DATA SECTION:
..........

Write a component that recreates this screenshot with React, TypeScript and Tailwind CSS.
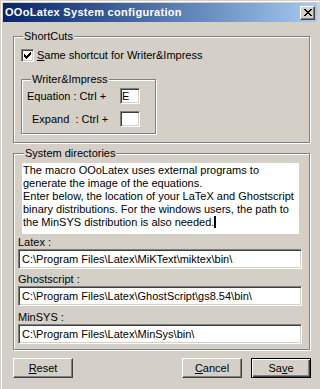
import React from "react";

const sunken =
  "bg-white border border-t-[#808080] border-l-[#808080] border-b-white border-r-white shadow-[inset_1px_1px_0_#404040,inset_-1px_-1px_0_#d4d0c8]";
const raised =
  "border border-t-white border-l-white border-b-[#404040] border-r-[#404040] shadow-[inset_-1px_-1px_0_#808080]";
const raisedDefault =
  "border border-black shadow-[inset_1px_1px_0_#fff,inset_-1px_-1px_0_#404040,inset_-2px_-2px_0_#808080]";
const group =
  "relative border border-[#808080] shadow-[inset_1px_1px_0_#fff,1px_1px_0_#fff]";
const legend =
  "absolute top-[-7px] bg-[#d4d0c8] px-[1px] leading-[13px] whitespace-nowrap";

function CloseGlyph() {
  const rows: [number, number][][] = [
    [[0, 2], [6, 2]],
    [[1, 2], [5, 2]],
    [[2, 4]],
    [[3, 2]],
    [[2, 4]],
    [[1, 2], [5, 2]],
    [[0, 2], [6, 2]],
  ];
  return (
    <svg width="8" height="7" viewBox="0 0 8 7" shapeRendering="crispEdges">
      {rows.map((r, y) =>
        r.map(([x, w], i) => <rect key={`${y}-${i}`} x={x} y={y} width={w} height={1} fill="#000" />)
      )}
    </svg>
  );
}

function Check() {
  return (
    <svg width="9" height="9" viewBox="0 0 9 9" shapeRendering="crispEdges">
      <rect x="7" y="1" width="1" height="1" fill="#000" />
      <rect x="6" y="2" width="2" height="1" fill="#000" />
      <rect x="1" y="3" width="1" height="1" fill="#000" />
      <rect x="5" y="3" width="3" height="1" fill="#000" />
      <rect x="1" y="4" width="2" height="1" fill="#000" />
      <rect x="4" y="4" width="3" height="1" fill="#000" />
      <rect x="1" y="5" width="5" height="1" fill="#000" />
      <rect x="2" y="6" width="3" height="1" fill="#000" />
      <rect x="3" y="7" width="1" height="1" fill="#000" />
    </svg>
  );
}

function PathField({ label, value, h }: { label: string; value: string; h: string }) {
  return (
    <>
      <div className={`${h} ml-[4px] flex items-end leading-[13px]`}>{label}</div>
      <div className={`${sunken} ml-[4px] w-[284px] h-[20px] flex items-center pl-[3px] whitespace-nowrap`}>
        {value}
      </div>
    </>
  );
}

export default function App() {
  return (
    <div className="w-[320px] h-[389px] overflow-hidden bg-[#d4d0c8] pt-[3px] pl-[3px] pr-[3px] shadow-[inset_1px_1px_0_#d4d0c8,inset_2px_2px_0_#fff] font-['Liberation_Sans',Arial,sans-serif] text-[11px] text-black">
      {/* Title bar */}
      <div className="h-[19px] flex items-center justify-between bg-linear-to-r from-[#0a246a] to-[#a6caf0] pl-[2px] pr-[2px]">
        <span className="text-white font-bold tracking-[0.3px] leading-[13px] whitespace-nowrap">
          OOoLatex System configuration
        </span>
        <div className={`w-[15px] h-[14px] bg-[#d4d0c8] ${raised} flex items-center justify-center`}>
          <CloseGlyph />
        </div>
      </div>

      <div className="pl-[10px]">
        {/* ShortCuts */}
        <div className={`${group} mt-[14px] w-[297px] h-[107px]`}>
          <span className={`${legend} left-[9px]`}>ShortCuts</span>
          <div className="mt-[12px] ml-[7px] flex items-center">
            <div className={`${sunken} w-[13px] h-[13px] flex items-start justify-start pl-[1px] pt-[1px]`}>
              <Check />
            </div>
            <span className="ml-[3px] leading-[13px]">
              <span className="underline">S</span>ame shortcut for Writer&amp;Impress
            </span>
          </div>
          <div className={`${group} mt-[17px] ml-[7px] w-[135px] h-[55px]`}>
            <span className={`${legend} left-[9px]`}>Writer&amp;Impress</span>
            <div className="mt-[8px] pl-[5px] flex items-center">
              <span className="w-[93px] whitespace-pre leading-[13px]">Equation : Ctrl +</span>
              <div className={`${sunken} w-[20px] h-[16px] flex items-center pl-[1px] leading-[13px]`}>E</div>
            </div>
            <div className="mt-[7px] pl-[10px] flex items-center">
              <span className="w-[88px] whitespace-pre leading-[13px]">Expand  : Ctrl +</span>
              <div className={`${sunken} w-[20px] h-[16px]`} />
            </div>
          </div>
        </div>

        {/* System directories */}
        <div className={`${group} mt-[10px] w-[297px] h-[197px]`}>
          <span className={`${legend} left-[10px]`}>System directories</span>
          <div className="mt-[9px] ml-[8px] w-[277px] h-[71px] bg-white pl-[1px] pt-[1px] leading-[13px] whitespace-nowrap">
            <div>The macro OOoLatex uses external programs to</div>
            <div>generate the image of the equations.</div>
            <div>Enter below, the location of your LaTeX and Ghostscript</div>
            <div>binary distributions. For the windows users, the path to</div>
            <div>
              the MinSYS distribution is also needed.
              <span className="inline-block w-[2px] h-[12px] bg-black align-[-2px]" />
            </div>
          </div>
          <PathField label="Latex :" value="C:\Program Files\Latex\MiKText\miktex\bin\" h="h-[15px]" />
          <PathField label="Ghostscript :" value="C:\Program Files\Latex\GhostScript\gs8.54\bin\" h="h-[17px]" />
          <PathField label="MinSYS :" value="C:\Program Files\Latex\MinSys\bin\" h="h-[18px]" />
        </div>

        {/* Buttons */}
        <div className="mt-[8px] w-[298px] flex items-center">
          <div className={`${raised} w-[60px] h-[20px] flex items-center justify-center`}>
            <span>
              <span className="underline">R</span>eset
            </span>
          </div>
          <div className="flex-1" />
          <div className={`${raised} w-[60px] h-[20px] flex items-center justify-center`}>
            <span>
              <span className="underline">C</span>ancel
            </span>
          </div>
          <div className={`${raisedDefault} ml-[9px] w-[60px] h-[20px] flex items-center justify-center`}>
            <span>
              Sa<span className="underline">v</span>e
            </span>
          </div>
        </div>
      </div>
    </div>
  );
}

..........

GOAL:
Restate the entire listing word for word, excluding pictures.

RESPONSE TO THE TASK:
Write a component that recreates this screenshot with React, TypeScript and Tailwind CSS.
import React from "react";

const sunken =
  "bg-white border border-t-[#808080] border-l-[#808080] border-b-white border-r-white shadow-[inset_1px_1px_0_#404040,inset_-1px_-1px_0_#d4d0c8]";
const raised =
  "border border-t-white border-l-white border-b-[#404040] border-r-[#404040] shadow-[inset_-1px_-1px_0_#808080]";
const raisedDefault =
  "border border-black shadow-[inset_1px_1px_0_#fff,inset_-1px_-1px_0_#404040,inset_-2px_-2px_0_#808080]";
const group =
  "relative border border-[#808080] shadow-[inset_1px_1px_0_#fff,1px_1px_0_#fff]";
const legend =
  "absolute top-[-7px] bg-[#d4d0c8] px-[1px] leading-[13px] whitespace-nowrap";

function CloseGlyph() {
  const rows: [number, number][][] = [
    [[0, 2], [6, 2]],
    [[1, 2], [5, 2]],
    [[2, 4]],
    [[3, 2]],
    [[2, 4]],
    [[1, 2], [5, 2]],
    [[0, 2], [6, 2]],
  ];
  return (
    <svg width="8" height="7" viewBox="0 0 8 7" shapeRendering="crispEdges">
      {rows.map((r, y) =>
        r.map(([x, w], i) => <rect key={`${y}-${i}`} x={x} y={y} width={w} height={1} fill="#000" />)
      )}
    </svg>
  );
}

function Check() {
  return (
    <svg width="9" height="9" viewBox="0 0 9 9" shapeRendering="crispEdges">
      <rect x="7" y="1" width="1" height="1" fill="#000" />
      <rect x="6" y="2" width="2" height="1" fill="#000" />
      <rect x="1" y="3" width="1" height="1" fill="#000" />
      <rect x="5" y="3" width="3" height="1" fill="#000" />
      <rect x="1" y="4" width="2" height="1" fill="#000" />
      <rect x="4" y="4" width="3" height="1" fill="#000" />
      <rect x="1" y="5" width="5" height="1" fill="#000" />
      <rect x="2" y="6" width="3" height="1" fill="#000" />
      <rect x="3" y="7" width="1" height="1" fill="#000" />
    </svg>
  );
}

function PathField({ label, value, h }: { label: string; value: string; h: string }) {
  return (
    <>
      <div className={`${h} ml-[4px] flex items-end leading-[13px]`}>{label}</div>
      <div className={`${sunken} ml-[4px] w-[284px] h-[20px] flex items-center pl-[3px] whitespace-nowrap`}>
        {value}
      </div>
    </>
  );
}

export default function App() {
  return (
    <div className="w-[320px] h-[389px] overflow-hidden bg-[#d4d0c8] pt-[3px] pl-[3px] pr-[3px] shadow-[inset_1px_1px_0_#d4d0c8,inset_2px_2px_0_#fff] font-['Liberation_Sans',Arial,sans-serif] text-[11px] text-black">
      {/* Title bar */}
      <div className="h-[19px] flex items-center justify-between bg-linear-to-r from-[#0a246a] to-[#a6caf0] pl-[2px] pr-[2px]">
        <span className="text-white font-bold tracking-[0.3px] leading-[13px] whitespace-nowrap">
          OOoLatex System configuration
        </span>
        <div className={`w-[15px] h-[14px] bg-[#d4d0c8] ${raised} flex items-center justify-center`}>
          <CloseGlyph />
        </div>
      </div>

      <div className="pl-[10px]">
        {/* ShortCuts */}
        <div className={`${group} mt-[14px] w-[297px] h-[107px]`}>
          <span className={`${legend} left-[9px]`}>ShortCuts</span>
          <div className="mt-[12px] ml-[7px] flex items-center">
            <div className={`${sunken} w-[13px] h-[13px] flex items-start justify-start pl-[1px] pt-[1px]`}>
              <Check />
            </div>
            <span className="ml-[3px] leading-[13px]">
              <span className="underline">S</span>ame shortcut for Writer&amp;Impress
            </span>
          </div>
          <div className={`${group} mt-[17px] ml-[7px] w-[135px] h-[55px]`}>
            <span className={`${legend} left-[9px]`}>Writer&amp;Impress</span>
            <div className="mt-[8px] pl-[5px] flex items-center">
              <span className="w-[93px] whitespace-pre leading-[13px]">Equation : Ctrl +</span>
              <div className={`${sunken} w-[20px] h-[16px] flex items-center pl-[1px] leading-[13px]`}>E</div>
            </div>
            <div className="mt-[7px] pl-[10px] flex items-center">
              <span className="w-[88px] whitespace-pre leading-[13px]">Expand  : Ctrl +</span>
              <div className={`${sunken} w-[20px] h-[16px]`} />
            </div>
          </div>
        </div>

        {/* System directories */}
        <div className={`${group} mt-[10px] w-[297px] h-[197px]`}>
          <span className={`${legend} left-[10px]`}>System directories</span>
          <div className="mt-[9px] ml-[8px] w-[277px] h-[71px] bg-white pl-[1px] pt-[1px] leading-[13px] whitespace-nowrap">
            <div>The macro OOoLatex uses external programs to</div>
            <div>generate the image of the equations.</div>
            <div>Enter below, the location of your LaTeX and Ghostscript</div>
            <div>binary distributions. For the windows users, the path to</div>
            <div>
              the MinSYS distribution is also needed.
              <span className="inline-block w-[2px] h-[12px] bg-black align-[-2px]" />
            </div>
          </div>
          <PathField label="Latex :" value="C:\Program Files\Latex\MiKText\miktex\bin\" h="h-[15px]" />
          <PathField label="Ghostscript :" value="C:\Program Files\Latex\GhostScript\gs8.54\bin\" h="h-[17px]" />
          <PathField label="MinSYS :" value="C:\Program Files\Latex\MinSys\bin\" h="h-[18px]" />
        </div>

        {/* Buttons */}
        <div className="mt-[8px] w-[298px] flex items-center">
          <div className={`${raised} w-[60px] h-[20px] flex items-center justify-center`}>
            <span>
              <span className="underline">R</span>eset
            </span>
          </div>
          <div className="flex-1" />
          <div className={`${raised} w-[60px] h-[20px] flex items-center justify-center`}>
            <span>
              <span className="underline">C</span>ancel
            </span>
          </div>
          <div className={`${raisedDefault} ml-[9px] w-[60px] h-[20px] flex items-center justify-center`}>
            <span>
              Sa<span className="underline">v</span>e
            </span>
          </div>
        </div>
      </div>
    </div>
  );
}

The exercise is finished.